First, every other member of the audience wanted me to continue, and second, everyone in the auditorium was gay. I’m somewhat ashamed to say that it took me many years to realize the most important lesson of that day. The lesson, of course, is that in an assemblage made up entirely of a minority, a small extremely vocal minority was able to disrupt the forward progress of the larger group through sheer disruptive and obnoxious behavior. But through civility and accepted group behavior the majority was given a voice by means of the oldest form of democracy: a vote.
On Thursday of last week The Amazing Doc Greene Show was disrupted by a small, but extremely vocal minority. Callers to the show displayed the more distasteful side of human nature by spewing hatred at the host, and impugned him in the ugliest ways they could. Rather than allowing a dialogue to develop where some small hope of mutual respect to develop, the callers subjected the show to the equivalent of a radio talk show drive by.

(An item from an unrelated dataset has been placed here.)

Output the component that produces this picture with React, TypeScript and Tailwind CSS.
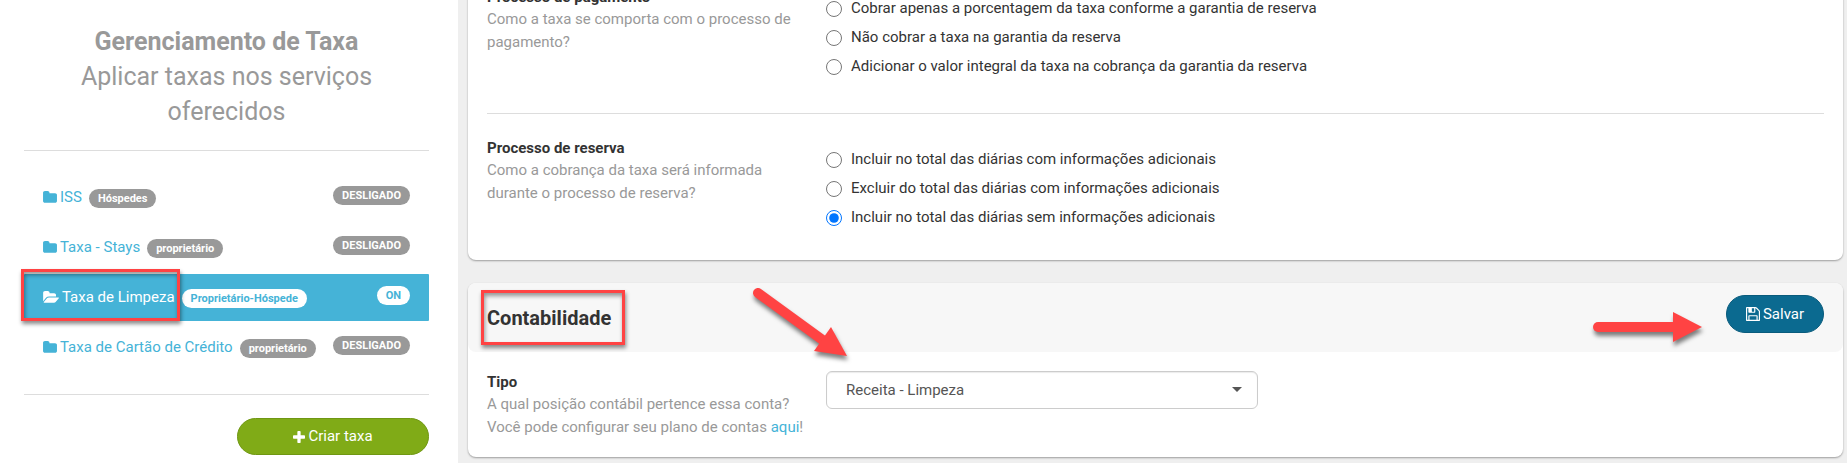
import type { ReactNode } from 'react'

const ICONS = {
  folder:
    'M1664 608v704q0 92-66 158t-158 66h-1216q-92 0-158-66t-66-158v-960q0-92 66-158t158-66h320q92 0 158 66t66 158v32h672q92 0 158 66t66 158z',
  folderOpen:
    'M1879 952q0 31-31 66l-336 396q-43 51-120.500 86.500t-143.500 35.500h-1088q-34 0-60.500-13t-26.500-43q0-31 31-66l336-396q43-51 120.500-86.500t143.500-35.500h1088q34 0 60.500 13t26.500 43zm-343-344v160h-832q-94 0-197 47.500t-164 119.500l-337 396-5 6q0-4-.5-12.500t-.5-12.500v-960q0-92 66-158t158-66h320q92 0 158 66t66 158v32h544q92 0 158 66t66 158z',
  plus: 'M1600 736v192q0 40-28 68t-68 28h-416v416q0 40-28 68t-68 28h-192q-40 0-68-28t-28-68v-416h-416q-40 0-68-28t-28-68v-192q0-40 28-68t68-28h416v-416q0-40 28-68t68-28h192q40 0 68 28t28 68v416h416q40 0 68 28t28 68z',
  save: 'M512 1536h768v-384h-768v384zm896 0h128v-896q0-14-10-38.500t-20-34.500l-281-281q-10-10-34-20t-39-10v416q0 40-28 68t-68 28h-576q-40 0-68-28t-28-68v-416h-128v1280h128v-416q0-40 28-68t68-28h832q40 0 68 28t28 68v416zm-384-928v-320q0-13-9.500-22.500t-22.500-9.500h-192q-13 0-22.500 9.500t-9.500 22.500v320q0 13 9.500 22.500t22.500 9.500h192q13 0 22.500-9.500t9.500-22.500zm640 32v928q0 40-28 68t-68 28h-1344q-40 0-68-28t-28-68v-1344q0-40 28-68t68-28h928q40 0 88 20t76 48l280 280q28 28 48 76t20 88z',
}

const FEES = [
  { name: 'ISS', tag: 'Hóspedes', on: false },
  { name: 'Taxa - Stays', tag: 'proprietário', on: false },
  { name: 'Taxa de Limpeza', tag: 'Proprietário-Hóspede', on: true },
  { name: 'Taxa de Cartão de Crédito', tag: 'proprietário', on: false },
]

const PAYMENT_OPTIONS = [
  'Cobrar apenas a porcentagem da taxa conforme a garantia de reserva',
  'Não cobrar a taxa na garantia da reserva',
  'Adicionar o valor integral da taxa na cobrança da garantia da reserva',
]

const BOOKING_OPTIONS = [
  'Incluir no total das diárias com informações adicionais',
  'Excluir do total das diárias com informações adicionais',
  'Incluir no total das diárias sem informações adicionais',
]

function Badge({ on, children }: { on: boolean; children: ReactNode }) {
  return (
    <span
      className={`h-[19px] shrink-0 rounded-full px-[9px] text-[11px] leading-[19px] font-bold ${
        on ? 'bg-white text-[#45b3d7]' : 'bg-[#999] text-white'
      }`}
    >
      {children}
    </span>
  )
}

function FeeItem({ name, tag, on }: (typeof FEES)[number]) {
  return (
    <li className={`relative rounded-[1px] ${on ? 'bg-[#45b3d7] text-white' : 'text-[#45b3d7]'}`}>
      <a href="#" className="flex h-[47px] items-center px-[19px]">
        <svg
          viewBox={on ? '0 0 1879 1792' : '0 0 1664 1792'}
          className={`h-[15px] shrink-0 fill-current ${on ? 'w-4' : 'w-[14px]'}`}
        >
          <path d={on ? ICONS.folderOpen : ICONS.folder} />
        </svg>
        <span className="ml-[3px] whitespace-nowrap">{name}</span>
        <span className="ml-[7px] flex pt-0.5">
          <Badge on={on}>{tag}</Badge>
        </span>
        <span className="ml-auto flex pb-1">
          <Badge on={on}>{on ? 'ON' : 'DESLIGADO'}</Badge>
        </span>
      </a>
      {on && <Highlight className="-top-[5px] -left-[3px] h-[52px] w-[159px]" />}
    </li>
  )
}

function Highlight({ className }: { className: string }) {
  return (
    <span
      className={`pointer-events-none absolute border-3 border-[#ff4343] shadow-[1px_3px_4px_rgba(0,0,0,0.45),inset_1px_3px_4px_rgba(0,0,0,0.4)] ${className}`}
    />
  )
}

function Description({ title, htmlFor, children }: { title: string; htmlFor?: string; children: ReactNode }) {
  return (
    <div className="w-[339px] shrink-0 pr-5">
      {htmlFor ? (
        <label htmlFor={htmlFor} className="block leading-[22px] font-bold">
          {title}
        </label>
      ) : (
        <h3 className="leading-[22px] font-bold">{title}</h3>
      )}
      <p className="leading-[23px] text-[#999]">{children}</p>
    </div>
  )
}

function Options({ name, label, items, selected }: { name: string; label: string; items: string[]; selected?: number }) {
  return (
    <div role="radiogroup" aria-label={label} className="pt-2">
      {items.map((item, i) => (
        <label key={item} className="flex h-[29px] items-center gap-[9px]">
          <input type="radio" name={name} defaultChecked={i === selected} className="size-4 accent-[#0075ff]" />
          {item}
        </label>
      ))}
    </div>
  )
}

export default function App() {
  return (
    <div className="flex min-h-screen overflow-hidden bg-[#efefef] font-[Roboto,sans-serif] text-[15px] text-[#333]">
      <aside className="w-[458px] shrink-0 bg-white pt-6 pr-[29px] pl-6">
        <header className="border-b border-[#ddd] px-10 pb-[21px] text-center text-[25px] leading-[35px] text-[#999]">
          <h1 className="font-bold">Gerenciamento de Taxa</h1>
          <p>Aplicar taxas nos serviços oferecidos</p>
        </header>
        <ul className="flex flex-col gap-[3px] border-b border-[#ddd] py-[23px]">
          {FEES.map((fee) => (
            <FeeItem key={fee.name} {...fee} />
          ))}
        </ul>
        <button
          type="button"
          className="mt-[23px] ml-auto flex h-[37px] w-48 items-center justify-center gap-[3px] rounded-full border border-[#6f9713] bg-[#80ab17] text-white"
        >
          <svg viewBox="192 128 1408 1408" className="size-3 fill-current">
            <path d={ICONS.plus} />
          </svg>
          Criar taxa
        </button>
      </aside>

      <main className="min-w-0 flex-1 pr-1 pl-[10px]">
        <section className="-mt-[34px] rounded-lg bg-white px-[19px] pt-5 pb-7 shadow-[0_1px_2px_rgba(0,0,0,0.35)]">
          <div className="flex border-b border-[#ddd] pb-8">
            <Description title="Processo de pagamento">
              Como a taxa se comporta com o processo de pagamento?
            </Description>
            <Options name="payment" label="Processo de pagamento" items={PAYMENT_OPTIONS} />
          </div>
          <div className="flex pt-[23px]">
            <Description title="Processo de reserva">
              Como a cobrança da taxa será informada durante o processo de reserva?
            </Description>
            <Options name="booking" label="Processo de reserva" items={BOOKING_OPTIONS} selected={2} />
          </div>
        </section>

        <section className="relative mt-[23px] mb-1.5 rounded-lg bg-white shadow-[0_1px_2px_rgba(0,0,0,0.35)]">
          <header className="flex h-[69px] items-start justify-between rounded-lg bg-[#f7f7f7] px-[19px] pt-3">
            <h2 className="text-xl leading-[46px] font-bold">Contabilidade</h2>
            <button
              type="button"
              className="flex h-[38px] w-[98px] items-center justify-center gap-[3px] rounded-full border border-[#095b7c] bg-[#0b6a90] text-white"
            >
              <svg viewBox="128 128 1536 1536" className="size-[14px] fill-current">
                <path d={ICONS.save} />
              </svg>
              Salvar
            </button>
          </header>
          <div className="flex px-[19px] pt-[19px] pb-[18px]">
            <Description title="Tipo" htmlFor="account-type">
              A qual posição contábil pertence essa conta? <br />
              <span className="whitespace-nowrap">
                Você pode configurar seu plano de contas{' '}
                <a href="#" className="text-[#45b3d7]">
                  aqui
                </a>
                !
              </span>
            </Description>
            <div className="relative h-[38px] w-[432px]">
              <select
                id="account-type"
                className="h-full w-full appearance-none rounded-md border border-[#ccc] bg-white px-[19px] text-[#555] shadow-[inset_0_1px_1px_rgba(0,0,0,0.08)]"
              >
                <option>Receita - Limpeza</option>
              </select>
              <span className="pointer-events-none absolute top-4 right-4 border-x-5 border-t-5 border-x-transparent border-t-[#555]" />
            </div>
          </div>

          {/* Callouts */}
          <Highlight className="top-[7px] left-[13px] h-[55px] w-36" />
          <svg
            viewBox="0 0 100 76"
            className="pointer-events-none absolute top-1 left-[282px] h-[76px] w-[100px] fill-[#ff4343] stroke-[#ff4343] drop-shadow-[1px_4px_2px_rgba(0,0,0,0.5)]"
          >
            <path d="M8 6L74 54" strokeWidth="10" strokeLinecap="round" />
            <path d="M97 69L81 40L64 64Z" stroke="none" />
          </svg>
          <svg
            viewBox="0 0 112 32"
            className="pointer-events-none absolute top-[28px] right-[140px] h-8 w-28 fill-[#ff4343] stroke-[#ff4343] drop-shadow-[1px_4px_2px_rgba(0,0,0,0.5)]"
          >
            <path d="M7 16H86" strokeWidth="10" strokeLinecap="round" />
            <path d="M111 16L82 1V31Z" stroke="none" />
          </svg>
        </section>
      </main>
    </div>
  )
}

I now call upon the gay community of Houston to repair this by arranging another show where such a dialogue can be developed. It is not my opinion that the majority of gays would agree with such tactics, nor would any reasonable LBGTQTV person wish to leave things as the now lay. As to the vocal minority I ask them “what did you change by acting that way?” By my lights nothing. You’re still gay, and Doc is still the shows host. You’ve had your say, but Doc still has the microphone. To paraphrase Nicolas Janovsky, Love has no gender, compassion has no religion, and character has no race.